[Pages as source code]
** begin **

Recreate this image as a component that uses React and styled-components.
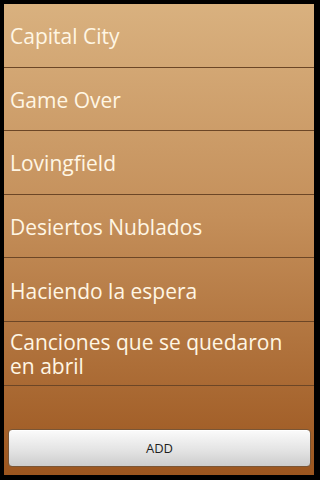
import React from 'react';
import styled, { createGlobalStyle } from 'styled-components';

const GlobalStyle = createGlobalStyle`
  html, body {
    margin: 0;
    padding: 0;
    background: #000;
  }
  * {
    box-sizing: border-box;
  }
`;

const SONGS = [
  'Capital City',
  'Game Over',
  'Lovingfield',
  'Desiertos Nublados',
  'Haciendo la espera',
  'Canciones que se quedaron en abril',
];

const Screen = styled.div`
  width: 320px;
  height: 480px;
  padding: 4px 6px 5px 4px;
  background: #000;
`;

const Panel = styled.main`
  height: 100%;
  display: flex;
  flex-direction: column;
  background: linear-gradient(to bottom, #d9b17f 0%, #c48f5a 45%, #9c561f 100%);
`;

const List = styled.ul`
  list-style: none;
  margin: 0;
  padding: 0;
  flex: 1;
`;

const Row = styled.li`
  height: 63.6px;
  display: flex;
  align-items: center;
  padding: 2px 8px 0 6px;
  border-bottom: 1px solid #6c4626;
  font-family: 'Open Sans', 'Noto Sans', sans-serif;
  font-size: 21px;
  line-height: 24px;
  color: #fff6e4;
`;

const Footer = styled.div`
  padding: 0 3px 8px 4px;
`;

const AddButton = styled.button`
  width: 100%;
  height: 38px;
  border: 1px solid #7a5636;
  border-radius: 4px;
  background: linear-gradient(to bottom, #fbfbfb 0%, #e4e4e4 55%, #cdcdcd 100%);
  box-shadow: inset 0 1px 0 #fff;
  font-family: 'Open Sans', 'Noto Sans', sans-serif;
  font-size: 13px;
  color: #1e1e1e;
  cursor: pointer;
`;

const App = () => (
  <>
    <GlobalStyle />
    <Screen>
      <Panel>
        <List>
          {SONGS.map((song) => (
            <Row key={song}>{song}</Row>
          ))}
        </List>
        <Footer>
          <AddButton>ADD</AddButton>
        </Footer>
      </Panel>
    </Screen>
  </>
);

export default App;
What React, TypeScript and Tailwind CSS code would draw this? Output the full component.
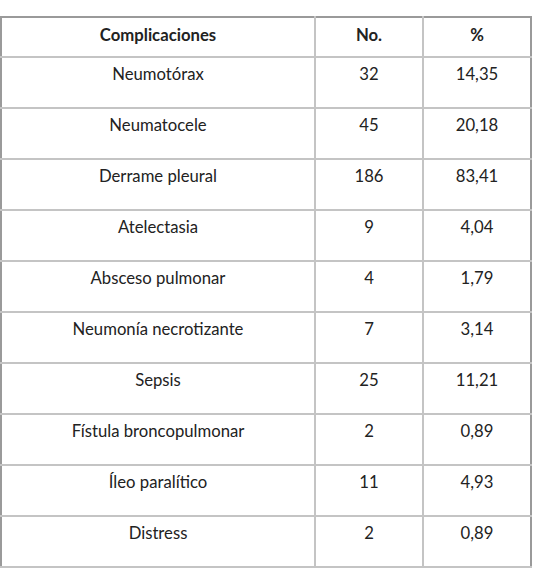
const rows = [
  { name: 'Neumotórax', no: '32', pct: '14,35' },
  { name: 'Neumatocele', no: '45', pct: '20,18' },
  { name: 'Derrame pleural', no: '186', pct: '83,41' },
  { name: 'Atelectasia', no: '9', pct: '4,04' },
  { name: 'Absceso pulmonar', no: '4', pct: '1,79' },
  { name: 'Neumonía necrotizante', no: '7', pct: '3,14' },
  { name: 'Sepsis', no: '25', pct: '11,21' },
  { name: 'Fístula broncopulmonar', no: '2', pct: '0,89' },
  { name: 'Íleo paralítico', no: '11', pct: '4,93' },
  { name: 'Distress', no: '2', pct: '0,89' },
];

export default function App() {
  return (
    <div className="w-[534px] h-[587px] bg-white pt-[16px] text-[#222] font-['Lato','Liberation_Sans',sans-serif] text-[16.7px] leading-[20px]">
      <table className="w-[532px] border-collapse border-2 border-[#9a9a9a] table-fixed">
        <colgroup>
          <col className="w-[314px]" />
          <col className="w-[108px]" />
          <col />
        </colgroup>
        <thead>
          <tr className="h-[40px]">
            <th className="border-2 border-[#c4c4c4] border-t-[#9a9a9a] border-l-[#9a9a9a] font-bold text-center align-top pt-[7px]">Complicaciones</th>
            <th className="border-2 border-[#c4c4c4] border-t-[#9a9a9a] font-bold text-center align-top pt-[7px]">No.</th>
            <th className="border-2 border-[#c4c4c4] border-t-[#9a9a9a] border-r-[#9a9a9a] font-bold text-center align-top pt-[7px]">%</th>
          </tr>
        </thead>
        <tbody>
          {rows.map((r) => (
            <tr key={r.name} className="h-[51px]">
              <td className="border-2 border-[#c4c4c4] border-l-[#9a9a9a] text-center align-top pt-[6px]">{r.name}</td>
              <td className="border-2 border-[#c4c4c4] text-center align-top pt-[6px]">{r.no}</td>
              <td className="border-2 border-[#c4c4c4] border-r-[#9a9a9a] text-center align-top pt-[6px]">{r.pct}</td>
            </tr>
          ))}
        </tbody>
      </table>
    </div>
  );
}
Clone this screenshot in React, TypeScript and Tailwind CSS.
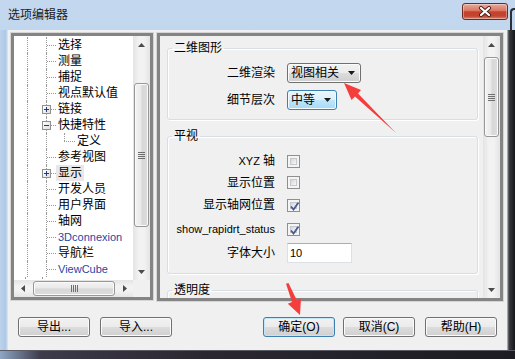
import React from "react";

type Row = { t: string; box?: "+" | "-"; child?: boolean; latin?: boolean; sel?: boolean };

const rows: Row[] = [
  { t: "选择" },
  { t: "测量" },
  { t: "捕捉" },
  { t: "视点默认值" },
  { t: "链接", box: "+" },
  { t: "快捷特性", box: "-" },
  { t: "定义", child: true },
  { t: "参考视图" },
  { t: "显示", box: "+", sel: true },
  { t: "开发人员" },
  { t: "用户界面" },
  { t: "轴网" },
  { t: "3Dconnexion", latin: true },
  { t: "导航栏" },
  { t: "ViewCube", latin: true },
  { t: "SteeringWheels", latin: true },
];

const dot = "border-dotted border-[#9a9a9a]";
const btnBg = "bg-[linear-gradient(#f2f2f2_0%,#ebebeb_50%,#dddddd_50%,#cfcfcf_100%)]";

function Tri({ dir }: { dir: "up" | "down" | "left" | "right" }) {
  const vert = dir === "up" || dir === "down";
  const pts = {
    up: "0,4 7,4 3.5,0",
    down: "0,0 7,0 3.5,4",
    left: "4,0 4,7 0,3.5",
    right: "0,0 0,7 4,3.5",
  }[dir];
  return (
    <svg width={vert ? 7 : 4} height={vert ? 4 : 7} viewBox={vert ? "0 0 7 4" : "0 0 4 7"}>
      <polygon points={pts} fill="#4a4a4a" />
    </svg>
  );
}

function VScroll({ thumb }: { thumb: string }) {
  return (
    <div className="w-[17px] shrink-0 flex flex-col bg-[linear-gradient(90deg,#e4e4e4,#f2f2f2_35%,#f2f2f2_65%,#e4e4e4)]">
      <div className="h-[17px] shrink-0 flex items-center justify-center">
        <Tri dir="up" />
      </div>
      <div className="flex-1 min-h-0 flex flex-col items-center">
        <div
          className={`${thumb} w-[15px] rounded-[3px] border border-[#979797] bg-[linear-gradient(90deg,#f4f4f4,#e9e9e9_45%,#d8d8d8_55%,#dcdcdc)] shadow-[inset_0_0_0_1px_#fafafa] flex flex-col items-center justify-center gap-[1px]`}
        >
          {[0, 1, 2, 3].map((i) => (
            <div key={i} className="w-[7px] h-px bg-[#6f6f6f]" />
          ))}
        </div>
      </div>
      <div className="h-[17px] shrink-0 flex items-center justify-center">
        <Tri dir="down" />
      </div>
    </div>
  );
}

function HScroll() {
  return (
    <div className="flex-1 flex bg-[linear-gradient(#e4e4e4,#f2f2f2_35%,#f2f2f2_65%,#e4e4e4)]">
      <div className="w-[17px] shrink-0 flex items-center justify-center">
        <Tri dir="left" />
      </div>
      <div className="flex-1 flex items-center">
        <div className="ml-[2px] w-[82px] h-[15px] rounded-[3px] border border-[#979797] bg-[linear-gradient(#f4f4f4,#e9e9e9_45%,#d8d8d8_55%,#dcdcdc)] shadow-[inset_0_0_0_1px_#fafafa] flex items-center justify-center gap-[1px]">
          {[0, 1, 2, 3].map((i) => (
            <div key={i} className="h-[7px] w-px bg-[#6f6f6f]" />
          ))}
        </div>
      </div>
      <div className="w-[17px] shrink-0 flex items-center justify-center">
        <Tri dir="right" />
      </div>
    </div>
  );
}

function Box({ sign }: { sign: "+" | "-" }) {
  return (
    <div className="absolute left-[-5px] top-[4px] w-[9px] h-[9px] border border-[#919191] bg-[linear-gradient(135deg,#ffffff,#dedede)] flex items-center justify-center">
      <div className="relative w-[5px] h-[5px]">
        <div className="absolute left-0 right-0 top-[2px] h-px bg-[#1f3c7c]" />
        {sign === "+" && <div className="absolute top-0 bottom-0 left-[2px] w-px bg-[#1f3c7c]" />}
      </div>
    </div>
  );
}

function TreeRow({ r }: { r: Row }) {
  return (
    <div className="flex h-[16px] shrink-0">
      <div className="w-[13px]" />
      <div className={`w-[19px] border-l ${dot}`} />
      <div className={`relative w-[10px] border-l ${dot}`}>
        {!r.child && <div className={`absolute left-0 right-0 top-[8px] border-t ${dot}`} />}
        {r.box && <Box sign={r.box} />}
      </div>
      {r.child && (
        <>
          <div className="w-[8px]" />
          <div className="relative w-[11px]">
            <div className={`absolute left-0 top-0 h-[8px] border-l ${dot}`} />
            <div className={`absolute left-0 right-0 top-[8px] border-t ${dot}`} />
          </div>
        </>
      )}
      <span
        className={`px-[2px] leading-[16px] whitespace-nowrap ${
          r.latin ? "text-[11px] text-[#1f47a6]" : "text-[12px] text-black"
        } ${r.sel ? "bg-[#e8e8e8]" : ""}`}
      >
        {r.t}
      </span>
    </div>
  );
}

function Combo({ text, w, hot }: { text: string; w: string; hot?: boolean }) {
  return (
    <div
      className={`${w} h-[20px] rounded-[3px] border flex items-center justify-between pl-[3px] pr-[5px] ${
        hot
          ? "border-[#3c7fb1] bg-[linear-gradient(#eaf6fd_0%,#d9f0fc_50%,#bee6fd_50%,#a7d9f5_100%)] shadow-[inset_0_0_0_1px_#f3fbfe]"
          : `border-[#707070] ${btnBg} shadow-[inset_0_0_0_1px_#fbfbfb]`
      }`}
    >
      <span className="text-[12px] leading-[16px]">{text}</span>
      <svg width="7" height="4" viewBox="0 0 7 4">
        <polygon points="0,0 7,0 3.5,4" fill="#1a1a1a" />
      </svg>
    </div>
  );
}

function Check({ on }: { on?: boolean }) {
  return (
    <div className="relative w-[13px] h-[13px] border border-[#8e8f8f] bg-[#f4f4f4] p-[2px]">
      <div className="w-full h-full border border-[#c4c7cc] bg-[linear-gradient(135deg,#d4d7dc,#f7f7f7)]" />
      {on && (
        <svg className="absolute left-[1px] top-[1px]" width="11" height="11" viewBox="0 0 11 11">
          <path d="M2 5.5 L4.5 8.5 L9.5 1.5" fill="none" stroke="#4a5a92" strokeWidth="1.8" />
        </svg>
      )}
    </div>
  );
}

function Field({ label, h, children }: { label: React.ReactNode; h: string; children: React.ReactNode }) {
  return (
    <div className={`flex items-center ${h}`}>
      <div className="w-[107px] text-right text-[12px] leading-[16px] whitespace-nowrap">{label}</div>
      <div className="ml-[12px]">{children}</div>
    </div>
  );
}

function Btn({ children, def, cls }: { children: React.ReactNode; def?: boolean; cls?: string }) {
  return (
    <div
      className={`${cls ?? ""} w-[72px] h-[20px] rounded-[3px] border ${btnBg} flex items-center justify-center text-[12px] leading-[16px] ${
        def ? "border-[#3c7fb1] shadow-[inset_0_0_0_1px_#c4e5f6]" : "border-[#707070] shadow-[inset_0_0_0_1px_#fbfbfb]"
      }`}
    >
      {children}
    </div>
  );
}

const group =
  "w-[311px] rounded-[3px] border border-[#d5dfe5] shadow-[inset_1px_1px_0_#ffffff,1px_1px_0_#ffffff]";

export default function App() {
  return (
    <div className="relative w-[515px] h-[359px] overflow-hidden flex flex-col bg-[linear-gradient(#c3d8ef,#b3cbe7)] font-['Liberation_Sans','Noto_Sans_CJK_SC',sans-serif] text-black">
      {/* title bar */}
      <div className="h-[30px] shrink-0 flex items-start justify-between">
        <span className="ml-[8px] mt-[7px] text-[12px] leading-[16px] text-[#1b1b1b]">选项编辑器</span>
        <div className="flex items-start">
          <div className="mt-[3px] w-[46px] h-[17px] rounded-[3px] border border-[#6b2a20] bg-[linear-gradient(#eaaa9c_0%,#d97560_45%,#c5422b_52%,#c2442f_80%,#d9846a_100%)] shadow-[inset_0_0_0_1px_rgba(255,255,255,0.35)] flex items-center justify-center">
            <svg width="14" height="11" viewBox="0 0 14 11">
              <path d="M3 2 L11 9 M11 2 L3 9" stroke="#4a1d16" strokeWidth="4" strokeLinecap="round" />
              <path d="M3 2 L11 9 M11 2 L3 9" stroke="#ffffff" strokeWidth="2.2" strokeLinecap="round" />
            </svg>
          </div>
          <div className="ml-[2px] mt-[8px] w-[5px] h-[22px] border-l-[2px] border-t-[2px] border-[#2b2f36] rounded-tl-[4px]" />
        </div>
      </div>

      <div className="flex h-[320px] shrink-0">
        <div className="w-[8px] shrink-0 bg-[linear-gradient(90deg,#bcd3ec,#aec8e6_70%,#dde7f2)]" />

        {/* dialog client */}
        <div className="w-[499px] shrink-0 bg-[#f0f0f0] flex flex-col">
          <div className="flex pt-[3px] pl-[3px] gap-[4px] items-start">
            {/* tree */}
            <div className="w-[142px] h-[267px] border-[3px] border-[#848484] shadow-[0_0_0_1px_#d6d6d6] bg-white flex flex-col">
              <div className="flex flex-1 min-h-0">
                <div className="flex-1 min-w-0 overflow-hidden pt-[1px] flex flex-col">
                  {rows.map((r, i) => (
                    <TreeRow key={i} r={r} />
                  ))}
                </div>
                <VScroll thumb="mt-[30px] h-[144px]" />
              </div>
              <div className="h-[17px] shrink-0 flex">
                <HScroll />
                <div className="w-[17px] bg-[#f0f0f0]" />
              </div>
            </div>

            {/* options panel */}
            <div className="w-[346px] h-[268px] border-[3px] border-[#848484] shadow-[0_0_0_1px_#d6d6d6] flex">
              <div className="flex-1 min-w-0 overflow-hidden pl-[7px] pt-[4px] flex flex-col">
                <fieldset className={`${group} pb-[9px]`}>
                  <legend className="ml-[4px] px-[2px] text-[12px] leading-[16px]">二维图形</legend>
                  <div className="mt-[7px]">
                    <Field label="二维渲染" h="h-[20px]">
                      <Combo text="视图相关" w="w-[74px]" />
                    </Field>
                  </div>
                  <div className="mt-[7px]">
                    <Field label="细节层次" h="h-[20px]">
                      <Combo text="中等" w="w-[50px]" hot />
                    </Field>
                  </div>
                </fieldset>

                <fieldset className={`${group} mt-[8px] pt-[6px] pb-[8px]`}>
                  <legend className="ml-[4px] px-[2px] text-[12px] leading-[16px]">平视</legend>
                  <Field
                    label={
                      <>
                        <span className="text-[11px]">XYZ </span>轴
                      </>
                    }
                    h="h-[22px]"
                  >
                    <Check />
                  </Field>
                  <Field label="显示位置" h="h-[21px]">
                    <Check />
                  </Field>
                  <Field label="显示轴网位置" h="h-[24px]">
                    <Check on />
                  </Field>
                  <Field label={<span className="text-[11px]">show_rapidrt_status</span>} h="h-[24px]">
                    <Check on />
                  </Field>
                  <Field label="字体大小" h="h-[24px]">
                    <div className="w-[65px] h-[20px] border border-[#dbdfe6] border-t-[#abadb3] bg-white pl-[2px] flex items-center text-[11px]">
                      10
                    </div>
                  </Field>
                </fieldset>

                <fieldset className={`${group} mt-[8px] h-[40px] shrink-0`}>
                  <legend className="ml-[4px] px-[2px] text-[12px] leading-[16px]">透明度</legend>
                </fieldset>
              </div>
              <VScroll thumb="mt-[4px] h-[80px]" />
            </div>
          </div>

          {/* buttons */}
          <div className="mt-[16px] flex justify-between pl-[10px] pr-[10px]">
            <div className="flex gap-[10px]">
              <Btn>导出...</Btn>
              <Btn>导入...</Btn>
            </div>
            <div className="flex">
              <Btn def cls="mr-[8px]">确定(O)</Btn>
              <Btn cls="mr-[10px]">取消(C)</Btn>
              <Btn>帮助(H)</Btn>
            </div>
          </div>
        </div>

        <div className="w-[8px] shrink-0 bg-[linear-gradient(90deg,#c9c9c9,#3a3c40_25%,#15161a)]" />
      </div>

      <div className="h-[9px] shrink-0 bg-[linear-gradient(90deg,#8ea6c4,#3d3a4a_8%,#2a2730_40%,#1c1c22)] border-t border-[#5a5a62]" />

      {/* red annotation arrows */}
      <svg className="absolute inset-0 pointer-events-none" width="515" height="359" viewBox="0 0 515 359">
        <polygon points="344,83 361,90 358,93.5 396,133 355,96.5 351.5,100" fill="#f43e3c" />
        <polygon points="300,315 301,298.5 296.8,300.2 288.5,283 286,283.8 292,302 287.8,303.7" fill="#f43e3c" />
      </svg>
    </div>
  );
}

** end **

**TO BE DONE**
Of the lines in the material, how many include "full"? Respond with the number alone.

**TASK ANSWER**
2